Today, there are more Malays in the opposition then there are in the ruling party. Umno garnered only 51% of the Malay votes on 8 March 2008. In the Permatang Pauh by-election, 70% of the voters were Malays. About 78% of the non-Malay voters, who represent 30% of the total voters, voted for Anwar. But Anwar won two out of three votes or 66.6%. This means 76%-77% of the votes came from the Malays.
No, ‘May 13 Version 2’ can’t happen. The Malays do not feel that the non-Malays have taken over this country and have relegated them to second-class citizens. The Malays in Penang love their Chinese Chief Minister just like the Indians and Chinese in Perak love their PAS Menteri Besar. Malays in white skull caps wear DAP T-shirts. Indian-Hindu activists wear PAS T-shirts while screaming “Makkal Sakhti” followed by “Allah Akbar”.

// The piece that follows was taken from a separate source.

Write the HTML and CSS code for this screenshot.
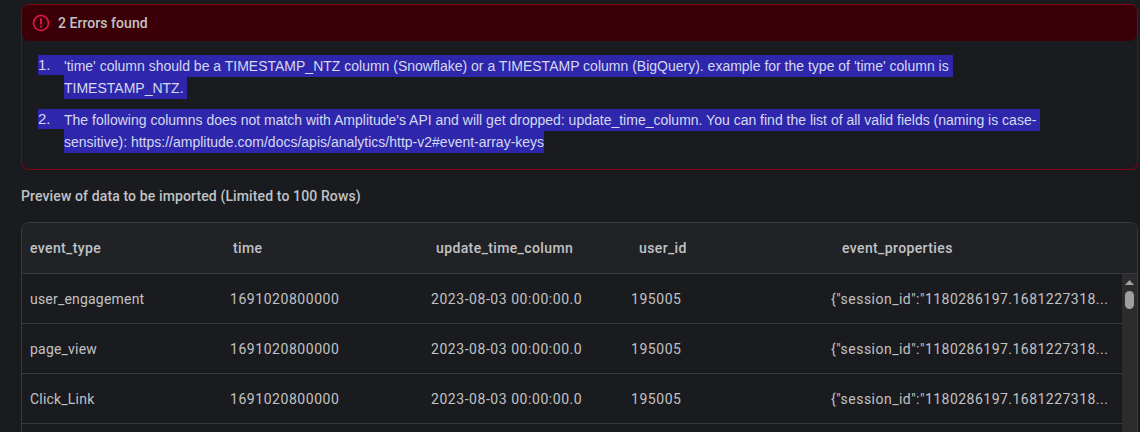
FILE: index.html
```html
<!doctype html>
<html>
<head>
    <meta charset="utf-8" />
    <title>Import preview</title>
    <link rel="stylesheet" href="styles.css">
</head>

<body>
    <div class="errors">
        <div class="errors-head">
            <svg class="errors-icon" width="18" height="18" viewBox="0 0 18 18" fill="none">
                <circle cx="9" cy="9" r="7.5" stroke="#e8174b" stroke-width="1.6" />
                <path d="M9 4.8v5" stroke="#e8174b" stroke-width="1.8" stroke-linecap="round" />
                <circle cx="9" cy="12.8" r="1" fill="#e8174b" />
            </svg>
            <span>2 Errors found</span>
        </div>
        <ol class="errors-list">
            <li class="error">
                <span class="error-num">1.</span>
                <div class="error-text">
                    <span class="sel">'time' column should be a TIMESTAMP_NTZ column (Snowflake) or a TIMESTAMP column (BigQuery). example for the type of 'time' column is&nbsp;</span>
                    <span class="sel">TIMESTAMP_NTZ.&nbsp;</span>
                </div>
            </li>
            <li class="error">
                <span class="error-num">2.</span>
                <div class="error-text">
                    <span class="sel">The following columns does not match with Amplitude's API and will get dropped: update_time_column. You can find the list of all valid fields (naming is case-&nbsp;</span>
                    <span class="sel">sensitive): https://amplitude.com/docs/apis/analytics/http-v2#event-array-keys</span>
                </div>
            </li>
        </ol>
    </div>

    <div class="preview-title">Preview of data to be imported (Limited to 100 Rows)</div>

    <div class="preview">
        <div class="preview-head">
            <div>event_type</div>
            <div>time</div>
            <div>update_time_column</div>
            <div>user_id</div>
            <div>event_properties</div>
        </div>
        <div class="preview-body">
            <div class="rows">
                <div class="row">
                    <div>user_engagement</div>
                    <div class="num">1691020800000</div>
                    <div class="num">2023-08-03 00:00:00.0</div>
                    <div class="num">195005</div>
                    <div class="cell-long">{"session_id":"1180286197.1681227318...</div>
                </div>
                <div class="row">
                    <div>page_view</div>
                    <div class="num">1691020800000</div>
                    <div class="num">2023-08-03 00:00:00.0</div>
                    <div class="num">195005</div>
                    <div class="cell-long">{"session_id":"1180286197.1681227318...</div>
                </div>
                <div class="row">
                    <div>Click_Link</div>
                    <div class="num">1691020800000</div>
                    <div class="num">2023-08-03 00:00:00.0</div>
                    <div class="num">195005</div>
                    <div class="cell-long">{"session_id":"1180286197.1681227318...</div>
                </div>
                <div class="row"></div>
            </div>
            <div class="scrollbar">
                <svg class="scroll-arrow" width="9" height="5" viewBox="0 0 9 5">
                    <path d="M4.5 0L9 5H0z" fill="#a3a3a3" />
                </svg>
                <div class="scroll-thumb"></div>
            </div>
        </div>
    </div>
</body>

</html>
```

FILE: styles.css
```css
:root {
    --bg: #1a1b1e;
    --line: #373a40;
    --text: #c1c2c5;
}
html, body {
    background-color: var(--bg);
}
body {
    margin: 0;
    height: 432px;
    overflow: hidden;
    color: var(--text);
    font-family: 'Roboto', sans-serif;
    font-size: 14px;
}

.errors {
    margin: 4px 2px 0 21px;
    height: 166px;
    box-sizing: border-box;
    border: 1px solid #8b0010;
    border-radius: 8px;
}
.errors-head {
    height: 36px;
    padding-left: 10px;
    display: flex;
    align-items: center;
    gap: 8px;
    background-color: #3b0007;
    border-radius: 7px 7px 8px 8px;
    font-size: 14px;
    font-weight: 500;
    letter-spacing: 0.05px;
}
.errors-list {
    margin: 14px 0 0 16px;
    padding: 0;
    list-style: none;
    font-family: 'Liberation Sans', sans-serif;
    font-size: 14px;
    line-height: 22px;
    color: #d3d9f0;
}
.error {
    display: flex;
    margin-bottom: 10px;
}
.error-num {
    width: 26px;
    height: 20px;
    line-height: 20px;
    background-color: #2f27ab;
    font-size: 15px;
}
.sel {
    display: block;
    width: fit-content;
    background-color: #2f27ab;
    white-space: nowrap;
}

.preview-title {
    margin: 17px 0 0 21px;
    font-size: 14px;
    font-weight: 500;
    line-height: 18px;
    letter-spacing: 0.12px;
}

.preview {
    margin: 17px 2px 0 21px;
    border: 1px solid var(--line);
    border-radius: 8px 8px 0 0;
}
.preview-head {
    height: 50px;
    display: grid;
    grid-template-columns: repeat(4, 203px) 1fr;
    align-items: center;
    padding-left: 8px;
    background-color: #212225;
    border-bottom: 1px solid var(--line);
    border-radius: 8px 8px 0 0;
    font-size: 14px;
    font-weight: 500;
    letter-spacing: 0.38px;
}
.preview-body {
    display: flex;
}
.rows {
    flex-grow: 1;
}
.row {
    height: 49px;
    display: grid;
    grid-template-columns: 200px 201px 200px 200px 1fr;
    align-items: center;
    padding-left: 8px;
    border-bottom: 1px solid var(--line);
    letter-spacing: 0.2px;
}
.num {
    letter-spacing: 0.55px;
}
.cell-long {
    white-space: nowrap;
    letter-spacing: 0.47px;
}

.scrollbar {
    width: 15px;
    height: 160px;
    display: flex;
    flex-direction: column;
    align-items: center;
    background-color: #2c2c2c;
}
.scroll-arrow {
    margin-top: 6px;
}
.scroll-thumb {
    width: 9px;
    height: 18px;
    margin-top: 6px;
    border-radius: 5px;
    background-color: #9f9f9f;
}
```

“What about the army?” many concerned non-Malays ask. “Would they not be a cause for concern?” The nine Rulers are the Colonels-in-Chief of the Navy, Air Force, Infantry, Commandoes, Artillery, Malay Regiment, Engineering Corps, etc., while His Majesty the Agong is Commander-in-Chief of the Armed Forces. No, the military will not take to the streets and murder innocent civilians unless their Commanders tell them to do so. And the nine Rulers and His Majesty the Agong are not about to give that order under any circumstances.

This is all Malaysians ask from Anwar and nothing more than that. Guard against anything untoward happening. Only when the coast is clear should you make your move. There should be no bloodshed and loss of life. And ask the Malays in the opposition to come out in defence of their non-Malay brothers and sisters and warn the Umno Malays, in no uncertain terms, that they take to the streets at the risk of facing fellow Malays from the opposition who will defend their non-Malay brethren to the last drop of their blood. I, for one, am ready to stand by my Chinese and Indian comrades. So let Umno be warned.